The laugh
lines come fast and furious. The women sit
at the dining table—or in the
bedroom—confessing and confiding, gossiping
about their relatives, giddy and then
outraged. No, it’s not Golden Girls Live,
but rather it’s Tracy Letts’ August: Osage
County—and the man knows how to write a
zinger, or mare accurately, zinger after
zinger after zinger. And with the
Steppenwolf Theatre Company acting the roles
as if they’ve owned them for life (which,
actually, up to this point, they have), it’s
hard not to sit back and let the good times
roll. Of course, it’s not all good times in
Osage County, given the patriarch’s
disappearance, leaving behind a
drug-addicted wife and three grown daughters
who return to the roost to determine what
happened to poor dad—poor dad, hanging in
the closet— But wait, that’s another show—
This one also has overtones of Lillian
Hellman’s Little Foxes, particularly as
evinced in the matriarch’s mendacity and
cut-throat behavior (a consequence of her
addictions, of course…). And there are also
parallels to Jerry Springer—both the musical
and the t.v. show.
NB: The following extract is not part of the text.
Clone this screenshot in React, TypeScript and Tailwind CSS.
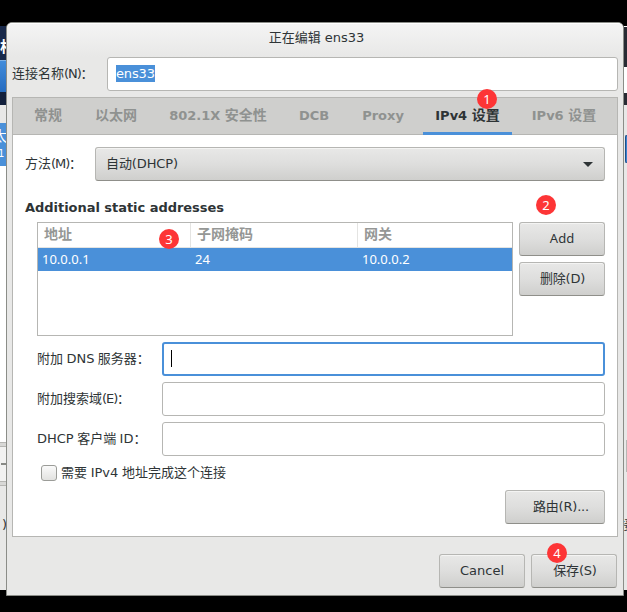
import React, { useState } from 'react';
import clsx from 'clsx';

const tabs = [
  { id: 'general', latin: '', name: '常规', width: 'w-[52px]' },
  { id: 'ethernet', latin: '', name: '以太网', width: 'w-[66px] ml-[9px]' },
  { id: '8021x', latin: '802.1X ', name: '安全性', width: 'w-[122px] ml-2' },
  { id: 'dcb', latin: 'DCB', name: '', width: 'w-[54px] ml-2' },
  { id: 'proxy', latin: 'Proxy', name: '', width: 'w-[66px] ml-[9px]' },
  { id: 'ipv4', latin: 'IPv4 ', name: '设置', width: 'w-[89px] ml-[7px]' },
  { id: 'ipv6', latin: 'IPv6 ', name: '设置', width: 'w-[88px] ml-2' },
];

const addresses = [{ address: '10.0.0.1', netmask: '24', gateway: '10.0.0.2' }];

const Button: React.FC<{ className?: string; children: React.ReactNode }> = ({ className, children }) => (
  <button
    className={clsx(
      'flex h-[34px] shrink-0 items-center justify-center whitespace-nowrap rounded-[3px] border border-[#b6b6b3] border-b-[#8f8f8a] bg-linear-to-b from-[#e8e8e7] via-[#dededd] to-[#cfcfcd] shadow-[inset_0_1px_0_#f4f4f3]',
      className,
    )}
  >
    {children}
  </button>
);

const Badge: React.FC<{ className: string; children: React.ReactNode }> = ({ className, children }) => (
  <span
    className={clsx(
      'absolute flex size-5 items-center justify-center rounded-full bg-[#fd3536] font-["Noto_Sans",sans-serif] text-[13px] leading-none text-white',
      className,
    )}
  >
    {children}
  </span>
);

const Label: React.FC<{ text: string; mnemonic?: string; className: string }> = ({ text, mnemonic, className }) => (
  <label className={clsx('shrink-0 whitespace-nowrap [word-spacing:-0.7px]', className)}>
    {text}
    {mnemonic && <span className="tracking-[-1.1px]">({mnemonic})</span>}：
  </label>
);

const Field: React.FC<{ label: string; mnemonic?: string; focused?: boolean }> = ({ label, mnemonic, focused }) => (
  <div className="flex h-[34px] items-center">
    <Label text={label} mnemonic={mnemonic} className="w-[125px]" />
    <div
      className={clsx(
        'flex h-full flex-1 items-center rounded-[3px] bg-white',
        focused ? 'border-2 border-[#4a90d9] pl-[7px]' : 'border border-[#b6b6b3]',
      )}
    >
      {focused && <span className="mb-0.5 h-[17px] w-px bg-black" />}
    </div>
  </div>
);

// 左侧露出的后方窗口
const LeftEdge: React.FC = () => (
  <div className="flex w-1.5 shrink-0 flex-col overflow-hidden pt-[26px] text-[14px] text-white">
    <div className="h-[34px] shrink-0 bg-[#19294a] pt-3 text-[15px] font-bold">
      <span>相</span>
    </div>
    <div className="h-8 shrink-0 border-t border-[#7db0e5] bg-linear-to-b from-[#418cdb] to-[#256bbf]" />
    <div className="h-[13px] shrink-0 bg-[#12203c]" />
    <div className="h-[18px] shrink-0 bg-[#e8e8e7]" />
    <div className="flex h-[43px] shrink-0 flex-col bg-[#4a90d9] pt-1 leading-[18px]">
      <span className="-ml-[7px]">太</span>
      <span className="-ml-0.5 text-[10px] whitespace-nowrap">1 0</span>
    </div>
    <div className="h-[276px] shrink-0 bg-white" />
    <div className="h-[5px] shrink-0 border-y border-[#b6b6b3] bg-[#d8d8d6]" />
    <div className="flex h-[34px] shrink-0 items-center justify-end bg-[#f2f2f1]">
      <span className="h-0.5 w-[5px] bg-[#888a85]" />
    </div>
    <div className="h-[5px] shrink-0 border-y border-[#b6b6b3] bg-[#d8d8d6]" />
    <div className="h-[104px] shrink-0 bg-[#e8e8e7] pt-[30px] text-[13px] text-[#2e3436]">
      <span className="ml-[2px]">)</span>
    </div>
  </div>
);

const RightEdge: React.FC = () => (
  <div className="flex w-[3px] shrink-0 flex-col overflow-hidden pt-[26px]">
    <div className="h-[41px] shrink-0 border-t border-white bg-[#272b33]" />
    <div className="h-[26px] shrink-0 bg-white" />
    <div className="h-3 shrink-0 bg-[#272b33]" />
    <div className="h-[277px] shrink-0 bg-[#e8e8e7] pt-[30px] pl-px">
      <div className="h-7 rounded-l-sm border border-r-0 border-[#1c4f8a] bg-[#3b83cf]" />
    </div>
    <div className="h-[58px] shrink-0 bg-[#e8e8e7]" />
    <div className="h-8 shrink-0 border-l-2 border-[#e8e8e7] bg-[#b6b6b3]" />
    <div className="h-[118px] shrink-0 bg-[#e8e8e7] pt-11 text-[13px] text-[#2e3436]">
      <span className="-ml-1">接</span>
    </div>
  </div>
);

const App: React.FC = () => {
  const [activeTab, setActiveTab] = useState('ipv4');

  return (
    <div className='relative flex h-[612px] w-[627px] overflow-hidden bg-black font-["DejaVu_Sans","Noto_Sans_CJK_SC",sans-serif] text-[13px] leading-[18px] text-[#2e3436]'>
      <LeftEdge />

      <div className="mt-[22px] flex h-[574px] w-[618px] shrink-0 flex-col rounded-t-[6px] border border-[#8b8d88] bg-[#e8e8e7] px-[5px]">
        <div className="-mx-[5px] h-[34px] shrink-0 rounded-t-[5px] border-t border-white bg-linear-to-b from-[#f4f4f4] to-[#e8e8e7] pt-[5px] pl-[3px] text-center">
          正在编辑 ens33
        </div>

        <div className="flex h-[34px] shrink-0 items-center">
          <Label text="连接名称" mnemonic="N" className="w-[95px]" />
          <div className="flex h-full flex-1 items-center rounded-[3px] border border-[#b6b6b3] bg-white pl-2">
            <span className="mb-px h-[17px] bg-[#4a90d9] leading-[17px] tracking-[-0.15px] text-white">ens33</span>
          </div>
        </div>

        <div className="mt-1.5 flex h-[440px] shrink-0 flex-col border border-[#b6b6b3] bg-white">
          <div className="flex h-[37px] shrink-0 border-b border-[#b6b6b3] bg-[#cfcfcd] pl-[9px] font-bold">
            {tabs.map((tab) => (
              <button
                key={tab.id}
                onClick={() => setActiveTab(tab.id)}
                className={clsx(
                  'flex h-[37px] shrink-0 items-center justify-center border-b-3 whitespace-pre',
                  tab.width,
                  activeTab === tab.id ? 'border-[#4a90d9]' : 'border-transparent text-[#8f9290]',
                )}
              >
                <span>
                  {tab.latin}
                  <span className="text-[14px]">{tab.name}</span>
                </span>
              </button>
            ))}
          </div>

          <div className="flex flex-col px-3 pt-3">
            <div className="flex items-center">
              <Label text="方法" mnemonic="M" className="w-[70px]" />
              <Button className="flex-1 justify-between! pr-[11px] pl-2.5 tracking-[-0.1px]">
                自动(DHCP)
                <svg width="10" height="5" viewBox="0 0 10 5">
                  <path d="M0 0h10L5 5z" fill="#2e3436" />
                </svg>
              </Button>
            </div>

            <h2 className="mt-[18px] h-[23px] font-bold tracking-[-0.04px]">Additional static addresses</h2>

            <div className="flex flex-col gap-1.5 pl-3">
              <div className="flex h-[114px] gap-1.5">
                <div className="flex-1 border border-[#b6b6b3] bg-white">
                  <div className="grid h-[25px] grid-cols-[153px_167px_1fr] border-b border-[#e4e4e2] text-[14px] font-bold text-[#959795]">
                    <span className="border-r border-[#e4e4e2] pt-0.5 pl-1.5">地址</span>
                    <span className="border-r border-[#e4e4e2] pt-0.5 pl-1.5">子网掩码</span>
                    <span className="pt-0.5 pl-1.5">网关</span>
                  </div>
                  {addresses.map((row) => (
                    <div
                      key={row.address}
                      className='grid h-[23px] grid-cols-[153px_167px_1fr] items-center bg-[#4a90d9] pb-0.5 pl-1 font-["Noto_Sans",sans-serif] text-white'
                    >
                      <span>{row.address}</span>
                      <span>{row.netmask}</span>
                      <span>{row.gateway}</span>
                    </div>
                  ))}
                </div>
                <div className="flex w-[86px] flex-col gap-1.5">
                  <Button className='pb-0.5 font-["Noto_Sans",sans-serif]'>Add</Button>
                  <Button className="pl-px tracking-[-0.2px]">删除(D)</Button>
                </div>
              </div>

              <Field label="附加 DNS 服务器" focused />
              <Field label="附加搜索域" mnemonic="E" />
              <Field label="DHCP 客户端 ID" />
            </div>

            <label className="mt-[7px] flex h-5 items-center gap-1 pl-4 [word-spacing:-0.5px]">
              <span className="size-4 rounded-[3px] border border-[#9b9c98] bg-linear-to-b from-[#fafafa] to-[#e2e2e0]" />
              需要 IPv4 地址完成这个连接
            </label>

            <Button className="mt-[7px] w-[100px] self-end pl-3 tracking-[-0.2px]">路由(R)...</Button>
          </div>
        </div>

        <div className="mt-[17px] mr-px flex shrink-0 justify-end gap-1.5">
          <Button className="w-[86px]">Cancel</Button>
          <Button className="w-[86px] pl-0.5 tracking-[-0.2px]">保存(S)</Button>
        </div>
      </div>

      <RightEdge />

      <Badge className="top-[89px] left-[477px]">1</Badge>
      <Badge className="top-[195px] left-[536px]">2</Badge>
      <Badge className="top-[229px] left-[159px]">3</Badge>
      <Badge className="top-[543px] left-[547px]">4</Badge>
    </div>
  );
};

export default App;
There’s barely a
“disorder” that isn’t tossed into the mix of
familial dysfunctionality—and by the time
the issue of incest is revealed—shades of
Chinatown (“She’s my sister, he’s my
brother”), you might be inclined to call out
your own favorite dysfunction–and see what
this remarkably adept cast can do with it.
There’s little doubt you’ll have fun with
this show (for is there anyone in this
tell-all society who doesn’t love dirty
laundry aired?) but at show’s end, you might
be left wondering why you’d spent the
evening with such a sorry lot of losers.